Ever since Skinner (1938), early on after presenting an extensive study of the rat, invoked his Let him extrapolate who will, we have been hesitant to do so. It is, nevertheless, also true that just a few sentences before that fateful one, in the very same book, Skinner had said: The importance of a science of behavior derives largely from the possibility of an eventual extension to human affairs. In that sense, John Stoddard (2001) should not have been so surprised that Skinner engaged in what the former called premature extrapolation. As we well know, Skinner went on to engage in much-attacked extensive, not to say excessive, extrapolation and for that reason I will try for some more modest, but not too limited, extrapolation, examining how one could apply the basic reinforcement contingency paradigm to complex human behavior and thus (eventually) shed light on how to improve it.
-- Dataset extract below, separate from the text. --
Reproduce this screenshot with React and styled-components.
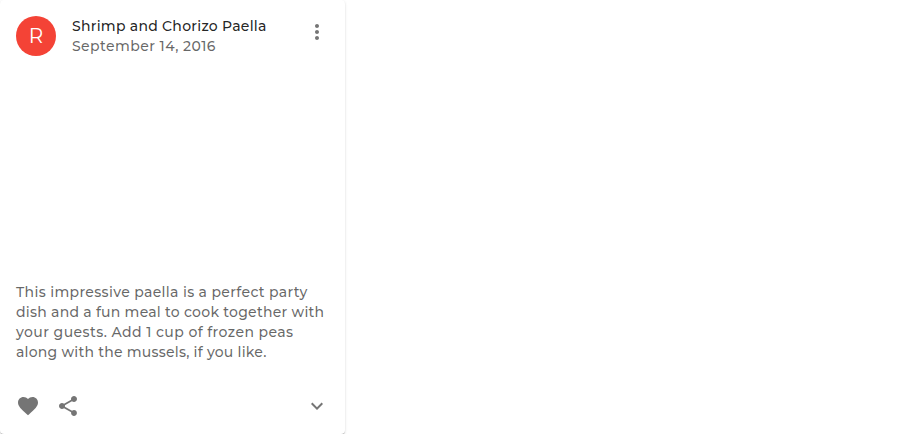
import React from 'react';
import styled, { createGlobalStyle, css } from 'styled-components';

const GlobalStyle = createGlobalStyle`
  *, *::before, *::after { box-sizing: border-box; }
  body { margin: 0; background: #fff; overflow: hidden; }
`;

const Card = styled.article`
  display: flex;
  flex-direction: column;
  width: 345px;
  height: 434px;
  border-radius: 4px;
  background: #fff;
  box-shadow: 0 2px 1px -1px rgba(0, 0, 0, 0.2), 0 1px 1px 0 rgba(0, 0, 0, 0.14),
    0 1px 3px 0 rgba(0, 0, 0, 0.12);
  font-family: Montserrat, Inter, 'Open Sans', sans-serif;
  color: rgba(0, 0, 0, 0.87);
`;

const CardHeader = styled.header`
  display: flex;
  align-items: center;
  height: 72px;
  padding: 16px;
`;

const Avatar = styled.div`
  display: flex;
  flex: none;
  align-items: center;
  justify-content: center;
  width: 40px;
  height: 40px;
  margin-right: 16px;
  border-radius: 50%;
  background: #f44336;
  color: #fff;
  font-size: 20px;
  font-weight: 400;
  line-height: 1;
`;

const Heading = styled.div`
  flex: 1;
`;

const Line = styled.span`
  display: block;
  width: max-content;
  font-size: 14px;
  font-weight: 500;
  line-height: 20px;
  white-space: nowrap;
  color: ${({ $muted }) => ($muted ? 'rgba(0, 0, 0, 0.6)' : 'rgba(0, 0, 0, 0.87)')};
  letter-spacing: ${({ $spacing }) => $spacing || '0'};
`;

const IconButton = styled.button`
  display: inline-flex;
  flex: none;
  padding: 8px;
  border: 0;
  border-radius: 50%;
  background: transparent;
  color: rgba(0, 0, 0, 0.54);
  cursor: pointer;
  ${({ $header }) => $header && css`
    align-self: flex-start;
    margin: -4px -8px -4px 0;
  `}
  ${({ $end }) => $end && css`
    margin-left: auto;
  `}
`;

const Icon = styled.svg`
  display: block;
  width: 24px;
  height: 24px;
  fill: currentColor;
`;

const Media = styled.div`
  flex: none;
  height: 194px;
`;

const CardContent = styled.div`
  padding: 16px;
`;

const CardActions = styled.footer`
  display: flex;
  align-items: center;
  padding: 8px;
`;

const icons = {
  more: 'M12 8c1.1 0 2-.9 2-2s-.9-2-2-2-2 .9-2 2 .9 2 2 2zm0 2c-1.1 0-2 .9-2 2s.9 2 2 2 2-.9 2-2-.9-2-2-2zm0 6c-1.1 0-2 .9-2 2s.9 2 2 2 2-.9 2-2-.9-2-2-2z',
  heart: 'M12 21.35l-1.45-1.32C5.4 15.36 2 12.28 2 8.5 2 5.42 4.42 3 7.5 3c1.74 0 3.41.81 4.5 2.09C13.09 3.81 14.76 3 16.5 3 19.58 3 22 5.42 22 8.5c0 3.78-3.4 6.86-8.55 11.54L12 21.35z',
  share: 'M18 16.08c-.76 0-1.44.3-1.96.77L8.91 12.7c.05-.23.09-.46.09-.7s-.04-.47-.09-.7l7.05-4.11c.54.5 1.25.81 2.04.81 1.66 0 3-1.34 3-3s-1.34-3-3-3-3 1.34-3 3c0 .24.04.47.09.7L8.04 9.81C7.5 9.31 6.79 9 6 9c-1.66 0-3 1.34-3 3s1.34 3 3 3c.79 0 1.5-.31 2.04-.81l7.12 4.16c-.05.21-.08.43-.08.65 0 1.61 1.31 2.92 2.92 2.92 1.61 0 2.92-1.31 2.92-2.92s-1.31-2.92-2.92-2.92z',
  expand: 'M16.59 8.59L12 13.17 7.41 8.59 6 10l6 6 6-6z',
};

function ActionButton({ icon, label, ...props }) {
  return (
    <IconButton type="button" aria-label={label} {...props}>
      <Icon viewBox="0 0 24 24" aria-hidden="true">
        <path d={icons[icon]} />
      </Icon>
    </IconButton>
  );
}

const description = [
  { text: 'This impressive paella is a perfect party', spacing: '0.34px' },
  { text: 'dish and a fun meal to cook together with', spacing: '0.25px' },
  { text: 'your guests. Add 1 cup of frozen peas', spacing: '0.42px' },
  { text: 'along with the mussels, if you like.', spacing: '0.23px' },
];

export default function App() {
  return (
    <>
      <GlobalStyle />
      <Card>
        <CardHeader>
          <Avatar>R</Avatar>
          <Heading>
            <Line $spacing="0.27px">Shrimp and Chorizo Paella</Line>
            <Line $muted $spacing="0.42px">September 14, 2016</Line>
          </Heading>
          <ActionButton icon="more" label="settings" $header />
        </CardHeader>
        <Media />
        <CardContent>
          {description.map(({ text, spacing }) => (
            <Line key={text} $muted $spacing={spacing}>{text}</Line>
          ))}
        </CardContent>
        <CardActions>
          <ActionButton icon="heart" label="add to favorites" />
          <ActionButton icon="share" label="share" />
          <ActionButton icon="expand" label="show more" $end />
        </CardActions>
      </Card>
    </>
  );
}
Beginning immodestly with some of my early work with conditioning of speech deficient children and flat-affect schizophrenic patients, I will try to elucidate human error, communication (all the while not ignoring the overlap of the latter two), and other human vagaries by means of behavior analysis most basic concepts.

 
KURT SALZINGER (Hofstra University)
Kurt Salzinger, Ph.D. is Senior Scholar in Residence at Hofstra University in Hempstead, N.Y. since January 2003. He was Executive Director for Science at the American Psychological Association 2001 to 2003. He’s been President of the New York Academy of Sciences, has served on the Board of Directors of the APA, and been president of Divisions 1 (General Psychology) and 25 (Behavior Analysis), and of the American Association of Applied and Preventive Psychology. He also served as the first Chair of the Board of the Cambridge Center 1986 – 1988, subsequently as a member until 1991 and again a member of the Board since 2004. He is author or editor of 12 books and over 120 articles and book chapters. The most recent book was edited by Rieber, R.W., and Salzinger in 1998: Psychology: Theoretical-historical perspectives. Washington, D.C.: American Psychological Association. He has varied research interests, including behavior analysis applied to human beings, dogs, rats, and goldfish, schizophrenia, verbal behavior of children and adults and history of psychology. He has both given grants (when a program officer at the National Science Foundation) and received them (when professor of psychology at Hofstra University and Polytechnic University of New York and Principal Research Scientist at the New York State Psychiatric Institute) for his own research. He received the Sustained Superior Performance Award from the NSF, the Stratton Award from the American Psychopathological Association, and the Most Meritorious Article Award from the Journal of Behavior Therapy and Experimental Psychiatry. In 2002 he was Presidential Scholar for the Association for Behavior Analysis.